** START Extracted records **

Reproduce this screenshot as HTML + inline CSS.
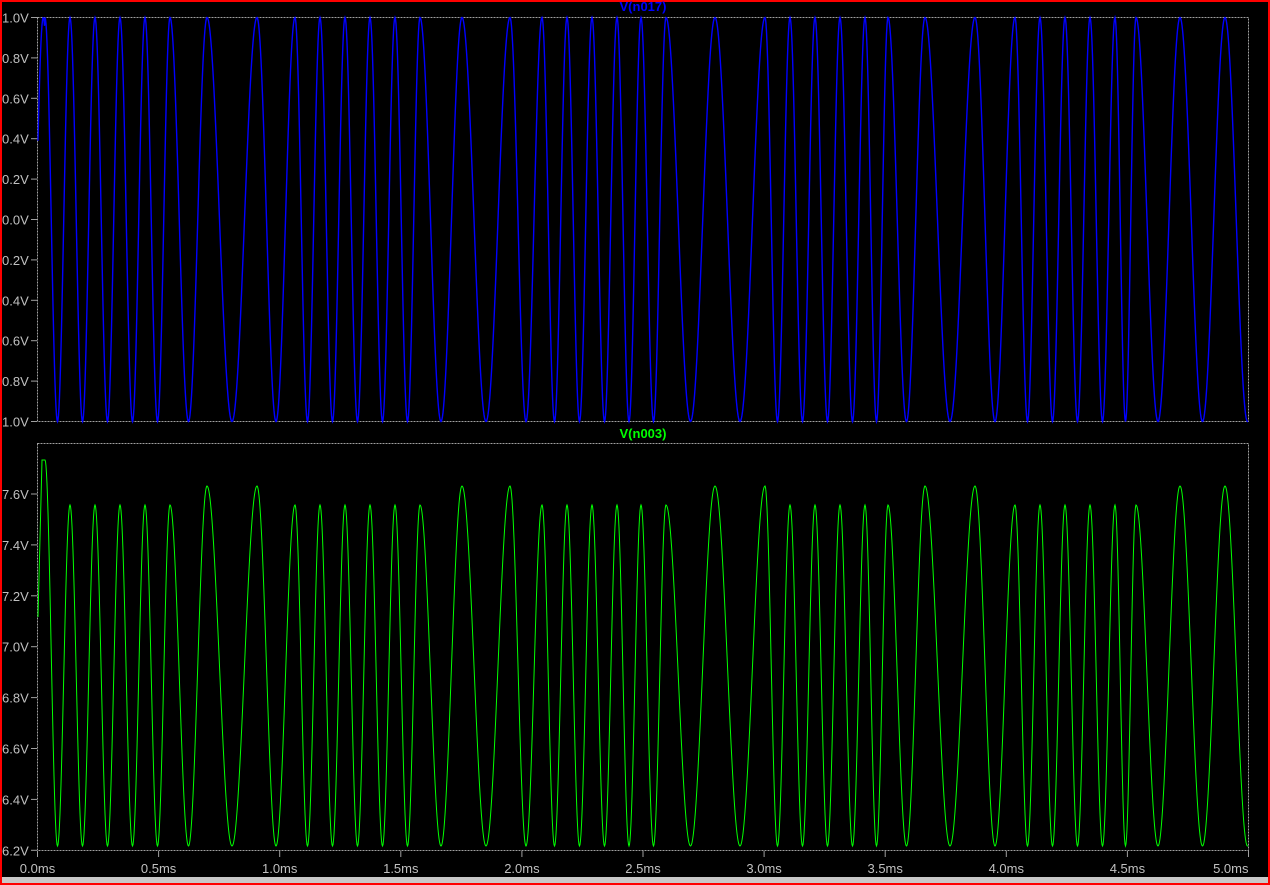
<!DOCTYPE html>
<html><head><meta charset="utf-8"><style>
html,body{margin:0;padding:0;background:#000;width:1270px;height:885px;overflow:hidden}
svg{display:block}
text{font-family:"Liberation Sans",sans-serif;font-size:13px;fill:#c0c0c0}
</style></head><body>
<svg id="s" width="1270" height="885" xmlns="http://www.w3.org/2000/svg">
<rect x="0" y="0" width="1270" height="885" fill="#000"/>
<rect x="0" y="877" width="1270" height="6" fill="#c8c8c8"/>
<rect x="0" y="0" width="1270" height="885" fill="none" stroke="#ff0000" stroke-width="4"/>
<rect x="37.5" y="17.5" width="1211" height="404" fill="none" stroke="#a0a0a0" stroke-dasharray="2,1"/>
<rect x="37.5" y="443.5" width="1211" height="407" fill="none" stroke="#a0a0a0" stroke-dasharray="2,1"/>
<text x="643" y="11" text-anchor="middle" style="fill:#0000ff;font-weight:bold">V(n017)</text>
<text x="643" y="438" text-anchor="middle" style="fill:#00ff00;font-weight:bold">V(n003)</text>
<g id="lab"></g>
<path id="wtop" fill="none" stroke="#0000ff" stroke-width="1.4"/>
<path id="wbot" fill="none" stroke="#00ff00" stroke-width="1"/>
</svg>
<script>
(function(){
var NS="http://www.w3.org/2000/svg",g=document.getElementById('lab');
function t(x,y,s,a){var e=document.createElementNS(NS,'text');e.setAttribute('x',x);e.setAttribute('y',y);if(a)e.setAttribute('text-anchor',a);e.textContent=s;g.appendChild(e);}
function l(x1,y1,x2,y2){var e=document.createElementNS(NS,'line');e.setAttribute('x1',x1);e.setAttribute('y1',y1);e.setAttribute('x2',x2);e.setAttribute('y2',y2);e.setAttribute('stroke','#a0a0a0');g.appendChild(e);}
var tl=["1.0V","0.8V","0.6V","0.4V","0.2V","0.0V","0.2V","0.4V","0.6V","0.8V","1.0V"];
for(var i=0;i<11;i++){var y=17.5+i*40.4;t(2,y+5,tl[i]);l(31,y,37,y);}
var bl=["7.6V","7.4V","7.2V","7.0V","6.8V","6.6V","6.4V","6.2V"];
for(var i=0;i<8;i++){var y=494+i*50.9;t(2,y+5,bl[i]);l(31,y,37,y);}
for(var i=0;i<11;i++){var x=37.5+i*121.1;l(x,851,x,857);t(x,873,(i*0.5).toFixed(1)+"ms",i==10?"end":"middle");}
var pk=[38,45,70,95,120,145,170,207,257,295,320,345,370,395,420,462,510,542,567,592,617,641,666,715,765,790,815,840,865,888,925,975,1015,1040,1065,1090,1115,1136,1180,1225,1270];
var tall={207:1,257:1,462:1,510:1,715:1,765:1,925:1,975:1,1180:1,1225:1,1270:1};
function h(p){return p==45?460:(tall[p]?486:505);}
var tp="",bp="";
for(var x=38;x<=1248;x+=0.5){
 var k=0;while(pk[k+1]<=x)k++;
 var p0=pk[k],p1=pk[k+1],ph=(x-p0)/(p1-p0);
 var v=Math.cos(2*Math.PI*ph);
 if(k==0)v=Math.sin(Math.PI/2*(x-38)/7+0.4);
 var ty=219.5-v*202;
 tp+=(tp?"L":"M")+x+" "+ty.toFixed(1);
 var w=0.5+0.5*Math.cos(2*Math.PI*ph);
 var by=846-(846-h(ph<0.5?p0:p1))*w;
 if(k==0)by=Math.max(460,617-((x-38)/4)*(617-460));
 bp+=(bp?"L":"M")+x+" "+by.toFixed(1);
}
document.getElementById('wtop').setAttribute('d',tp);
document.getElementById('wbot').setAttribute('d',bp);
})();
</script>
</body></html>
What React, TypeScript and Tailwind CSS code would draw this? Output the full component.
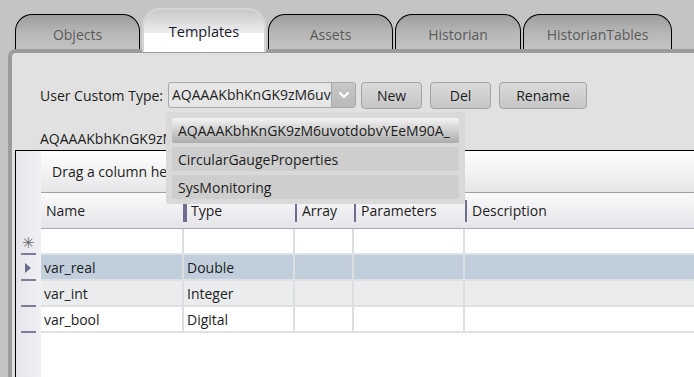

** END Extracted records **

Task details: Return each line exactly as written. Any picture gets left out.

Reply to the exercise:
Reproduce this screenshot as HTML + inline CSS.
<!DOCTYPE html>
<html><head><meta charset="utf-8"><style>
html,body{margin:0;padding:0;background:#000;width:1270px;height:885px;overflow:hidden}
svg{display:block}
text{font-family:"Liberation Sans",sans-serif;font-size:13px;fill:#c0c0c0}
</style></head><body>
<svg id="s" width="1270" height="885" xmlns="http://www.w3.org/2000/svg">
<rect x="0" y="0" width="1270" height="885" fill="#000"/>
<rect x="0" y="877" width="1270" height="6" fill="#c8c8c8"/>
<rect x="0" y="0" width="1270" height="885" fill="none" stroke="#ff0000" stroke-width="4"/>
<rect x="37.5" y="17.5" width="1211" height="404" fill="none" stroke="#a0a0a0" stroke-dasharray="2,1"/>
<rect x="37.5" y="443.5" width="1211" height="407" fill="none" stroke="#a0a0a0" stroke-dasharray="2,1"/>
<text x="643" y="11" text-anchor="middle" style="fill:#0000ff;font-weight:bold">V(n017)</text>
<text x="643" y="438" text-anchor="middle" style="fill:#00ff00;font-weight:bold">V(n003)</text>
<g id="lab"></g>
<path id="wtop" fill="none" stroke="#0000ff" stroke-width="1.4"/>
<path id="wbot" fill="none" stroke="#00ff00" stroke-width="1"/>
</svg>
<script>
(function(){
var NS="http://www.w3.org/2000/svg",g=document.getElementById('lab');
function t(x,y,s,a){var e=document.createElementNS(NS,'text');e.setAttribute('x',x);e.setAttribute('y',y);if(a)e.setAttribute('text-anchor',a);e.textContent=s;g.appendChild(e);}
function l(x1,y1,x2,y2){var e=document.createElementNS(NS,'line');e.setAttribute('x1',x1);e.setAttribute('y1',y1);e.setAttribute('x2',x2);e.setAttribute('y2',y2);e.setAttribute('stroke','#a0a0a0');g.appendChild(e);}
var tl=["1.0V","0.8V","0.6V","0.4V","0.2V","0.0V","0.2V","0.4V","0.6V","0.8V","1.0V"];
for(var i=0;i<11;i++){var y=17.5+i*40.4;t(2,y+5,tl[i]);l(31,y,37,y);}
var bl=["7.6V","7.4V","7.2V","7.0V","6.8V","6.6V","6.4V","6.2V"];
for(var i=0;i<8;i++){var y=494+i*50.9;t(2,y+5,bl[i]);l(31,y,37,y);}
for(var i=0;i<11;i++){var x=37.5+i*121.1;l(x,851,x,857);t(x,873,(i*0.5).toFixed(1)+"ms",i==10?"end":"middle");}
var pk=[38,45,70,95,120,145,170,207,257,295,320,345,370,395,420,462,510,542,567,592,617,641,666,715,765,790,815,840,865,888,925,975,1015,1040,1065,1090,1115,1136,1180,1225,1270];
var tall={207:1,257:1,462:1,510:1,715:1,765:1,925:1,975:1,1180:1,1225:1,1270:1};
function h(p){return p==45?460:(tall[p]?486:505);}
var tp="",bp="";
for(var x=38;x<=1248;x+=0.5){
 var k=0;while(pk[k+1]<=x)k++;
 var p0=pk[k],p1=pk[k+1],ph=(x-p0)/(p1-p0);
 var v=Math.cos(2*Math.PI*ph);
 if(k==0)v=Math.sin(Math.PI/2*(x-38)/7+0.4);
 var ty=219.5-v*202;
 tp+=(tp?"L":"M")+x+" "+ty.toFixed(1);
 var w=0.5+0.5*Math.cos(2*Math.PI*ph);
 var by=846-(846-h(ph<0.5?p0:p1))*w;
 if(k==0)by=Math.max(460,617-((x-38)/4)*(617-460));
 bp+=(bp?"L":"M")+x+" "+by.toFixed(1);
}
document.getElementById('wtop').setAttribute('d',tp);
document.getElementById('wbot').setAttribute('d',bp);
})();
</script>
</body></html>
What React, TypeScript and Tailwind CSS code would draw this? Output the full component.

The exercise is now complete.